Matt Yglesias badly misunderstands the purpose of the Treasury's Capital Assistance Program (CAP):
I thought the point of the [stress] tests was to open up the possibility that a minority of banks would be shut-down, while the others would be proclaimed healthy (as in actually healthy rather than "healthy given a government guarantee") and we could shift out of the implicit guarantee phase.You thought wrong. That is not, and has never been, the purpose of the CAP. In fact, that's the exact opposite of the stated purpose of the CAP:
The purpose of the CAP is to restore confidence throughout the financial system that the nation's largest banking institutions have a sufficient capital cushion against larger than expected future losses, should they occur due to a more severe economic environment, and to support lending to creditworthy borrowers.

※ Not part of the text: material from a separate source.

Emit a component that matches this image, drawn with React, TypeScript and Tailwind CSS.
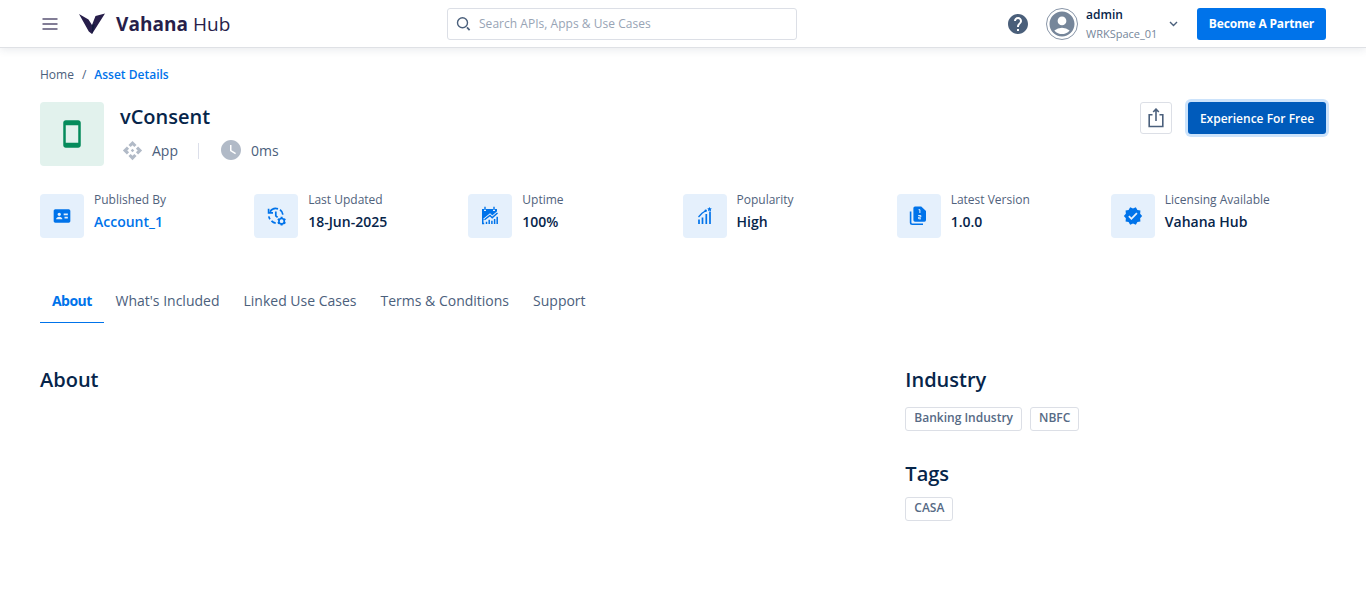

Under CAP, federal banking supervisors will conduct forward-looking assessments to evaluate the capital needs of the major U.S. banking institutions under a more challenging economic environment. Should that assessment indicate that an additional capital buffer is warranted, banks will have an opportunity to turn first to private sources of capital. In light of the current challenging market environment, the Treasury is making government capital available immediately through the CAP to eligible banking institutions to provide this buffer.So, clearly, the whole point of the CAP is to avoid having any of the 19 largest U.S. financial institutions fail in the near-to-medium term. How does "avoiding the shut-down of major U.S. banks" become "open[ing] up the possibility that a minority of banks [will] be shut-down"?